Triad of electrocatalytic strategies for polymer monomer synthesis

Abstract

Electrocatalysis provides a green and scalable route for synthesizing polymer monomers directly from renewable feedstocks such as water, CO₂, and biomass derivatives. This review delineates the evolution of electrocatalytic strategies, presenting a progressively advancing framework, from elementary transformations to integrated catalytic systems. The strategies discussed represent different stages of this evolution: (i) primary aqueous electrochemical transformations driven by in situ generated *H or ⁻OH species for producing monomers such as adipic acid, lactic acid, and ethylene; (ii) coupling electrocatalytic transformations, in which electrochemically generated electrophilic or nucleophilic intermediates undergo C–N or C–C coupling to yield complex monomers like cyclohexanone oxime; and (iii) cascade electrocatalytic systems integrating biocatalysis, thermocatalysis, or photocatalysis to enable the synthesis of longer-chain polymer monomers.

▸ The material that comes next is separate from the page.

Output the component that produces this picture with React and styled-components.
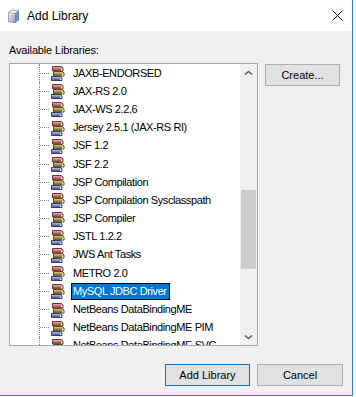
import styled, { createGlobalStyle } from 'styled-components'

const libraries = [
  'JAXB-ENDORSED',
  'JAX-RS 2.0',
  'JAX-WS 2.2.6',
  'Jersey 2.5.1 (JAX-RS RI)',
  'JSF 1.2',
  'JSF 2.2',
  'JSP Compilation',
  'JSP Compilation Sysclasspath',
  'JSP Compiler',
  'JSTL 1.2.2',
  'JWS Ant Tasks',
  'METRO 2.0',
  'MySQL JDBC Driver',
  'NetBeans DataBindingME',
  'NetBeans DataBindingME PIM',
  'NetBeans DataBindingME SVG',
]

const Global = createGlobalStyle`
  body {
    margin: 0;
    background: #ffffff;
    font-family: "Liberation Sans", Arial, sans-serif;
  }
`

const BooksIcon = () => (
  <svg width="16" height="16" viewBox="0 0 16 16">
    {/* top book */}
    <path d="M2.5 1.5h9l1.5 1.5v3h-10.5z" fill="#a85c5c" stroke="#6e3434" />
    <rect x="3" y="2" width="9" height="1.5" fill="#dca0a0" />
    <rect x="11" y="3.5" width="1.5" height="2" fill="#f2e4e4" />
    {/* middle book */}
    <path d="M3.5 6.5h9l1.5 1.5v3h-10.5z" fill="#8a7836" stroke="#5a4c1e" />
    <rect x="4" y="7" width="9" height="1.5" fill="#cdb873" />
    <rect x="12" y="8.5" width="1.5" height="2" fill="#f4efd8" />
    {/* bottom book */}
    <path d="M1.5 11.5h9l1.5 1.5v2.5h-10.5z" fill="#5c689e" stroke="#343c68" />
    <rect x="2" y="12" width="9" height="1.5" fill="#a2acd6" />
    <rect x="10" y="13.5" width="1.5" height="1.5" fill="#e8ecf8" />
  </svg>
)

const WindowIcon = () => (
  <svg width="16" height="16" viewBox="0 0 16 16">
    <defs>
      <linearGradient id="front" x1="0" y1="0" x2="1" y2="1">
        <stop offset="0" stopColor="#e8eef6" />
        <stop offset="1" stopColor="#8fa3c0" />
      </linearGradient>
    </defs>
    <path d="M3 4.5 L7 1.5 L14 2.5 L14 12 L10 15 L3 14 Z" fill="#5d6f8c" />
    <path d="M3.5 4.5 L7.2 2 L13.5 2.8 L10 5.2 Z" fill="#dfe6f0" />
    <path d="M3.5 4.8 L10 5.5 L10 14.5 L3.5 13.7 Z" fill="url(#front)" />
    <path d="M10.3 5.4 L13.6 3 L13.6 11.8 L10.3 14.4 Z" fill="#7d90ae" />
  </svg>
)

const Chevron = ({ down }) => (
  <svg width="9" height="6" viewBox="0 0 9 6">
    <path
      d={down ? 'M1 1.5 L4.5 4.5 L8 1.5' : 'M1 4.5 L4.5 1.5 L8 4.5'}
      fill="none"
      stroke="#606060"
      strokeWidth="1.6"
    />
  </svg>
)

const App = () => {
  return (
    <Window>
      <Global />
      <TitleBar>
        <WindowIcon />
        <Title>Add Library</Title>
        <CloseButton>
          <svg width="11" height="11" viewBox="0 0 11 11">
            <path d="M0.5 0.5 L10.5 10.5 M10.5 0.5 L0.5 10.5" stroke="#111" strokeWidth="1" />
          </svg>
        </CloseButton>
      </TitleBar>
      <Client>
        <Caption>Available Libraries:</Caption>
        <Main>
          <TreePanel>
            <TreeList>
              {libraries.map((name) => (
                <Row key={name}>
                  <Connector />
                  <BooksIcon />
                  <Label selected={name === 'MySQL JDBC Driver'}>{name}</Label>
                </Row>
              ))}
            </TreeList>
            <ScrollBar>
              <ArrowButton>
                <Chevron />
              </ArrowButton>
              <Track>
                <Thumb />
              </Track>
              <ArrowButton>
                <Chevron down />
              </ArrowButton>
            </ScrollBar>
          </TreePanel>
          <Side>
            <Button width={75}>Create...</Button>
          </Side>
        </Main>
        <Footer>
          <Button width={85} primary>Add Library</Button>
          <Button width={86}>Cancel</Button>
        </Footer>
      </Client>
    </Window>
  )
}

const Window = styled.div`
  width: 352px;
  height: 395px;
  border-right: 1px solid #2a7fd4;
  border-bottom: 1px solid #2a7fd4;
  display: flex;
  flex-direction: column;
  background: #f0f0f0;
`

const TitleBar = styled.div`
  height: 31px;
  background: #ffffff;
  display: flex;
  align-items: center;
  padding-left: 5px;
  svg { flex: none; }
`

const Title = styled.span`
  margin-left: 6px;
  font-size: 12px;
  color: #000;
  flex: 1;
`

const CloseButton = styled.div`
  width: 30px;
  height: 31px;
  display: flex;
  align-items: center;
  justify-content: center;
`

const Client = styled.div`
  flex: 1;
  display: flex;
  flex-direction: column;
  padding: 0 9px 9px 9px;
  font-family: "Liberation Sans", Tahoma, sans-serif;
  font-size: 11px;
  color: #000;
`

const Caption = styled.div`
  padding-top: 12px;
  line-height: 14px;
  margin-bottom: 6px;
  letter-spacing: -0.15px;
`

const Main = styled.div`
  display: flex;
  align-items: flex-start;
`

const TreePanel = styled.div`
  width: 247px;
  height: 281px;
  border: 1px solid #a8a8a8;
  background: #ffffff;
  display: flex;
`

const TreeList = styled.div`
  flex: 1;
  overflow: hidden;
  padding-left: 29px;
`

const Row = styled.div`
  height: 18.2px;
  display: flex;
  align-items: center;
  white-space: nowrap;
  svg { flex: none; }
`

const Connector = styled.div`
  width: 10px;
  height: 100%;
  flex: none;
  border-left: 1px dotted #8a8a8a;
  box-sizing: border-box;
  background: repeating-linear-gradient(to right, #8a8a8a 0 1px, transparent 1px 2px)
    left center / 100% 1px no-repeat;
  margin-right: 1px;
`

const Label = styled.span`
  margin-left: 5px;
  padding: 1px 2px 1px 1px;
  line-height: 13px;
  letter-spacing: -0.4px;
  border: 1px solid ${(p) => (p.selected ? '#000' : 'transparent')};
  background: ${(p) => (p.selected ? '#0078d7' : 'transparent')};
  color: ${(p) => (p.selected ? '#ffffff' : '#000')};
`

const ScrollBar = styled.div`
  width: 17px;
  background: #f0f0f0;
  display: flex;
  flex-direction: column;
`

const ArrowButton = styled.div`
  height: 17px;
  display: flex;
  align-items: center;
  justify-content: center;
`

const Track = styled.div`
  flex: 1;
  display: flex;
  flex-direction: column;
  align-items: center;
`

const Thumb = styled.div`
  width: 15px;
  height: 79px;
  margin-top: 109px;
  background: #cdcdcd;
`

const Side = styled.div`
  margin-left: 7px;
  padding-top: 1px;
`

const Button = styled.button`
  width: ${(p) => p.width}px;
  height: 22px;
  padding: 0;
  box-sizing: border-box;
  background: #e1e1e1;
  border: 1px solid ${(p) => (p.primary ? '#0078d7' : '#adadad')};
  font-family: "Liberation Sans", Tahoma, sans-serif;
  font-size: 11px;
  color: #000;
`

const Footer = styled.div`
  margin-top: auto;
  display: flex;
  justify-content: flex-end;
  gap: 7px;
`

export default App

Emphasis is placed on universal catalyst design principles – including coordination environment regulation, electronic structure modulation, and interfacial microenvironment engineering – as well as mechanistic insights from in situ characterization and theoretical modeling. In addition, this review introduces techno-economic analysis (TEA) and life-cycle assessment (LCA) to evaluate the energy consumption and economic viability of electrocatalytic systems, and further discusses the critical impact of product separation and purification on overall energy efficiency and process feasibility. Finally, perspectives are provided on the future development of renewable monomer electrosynthesis for sustainable polymer production.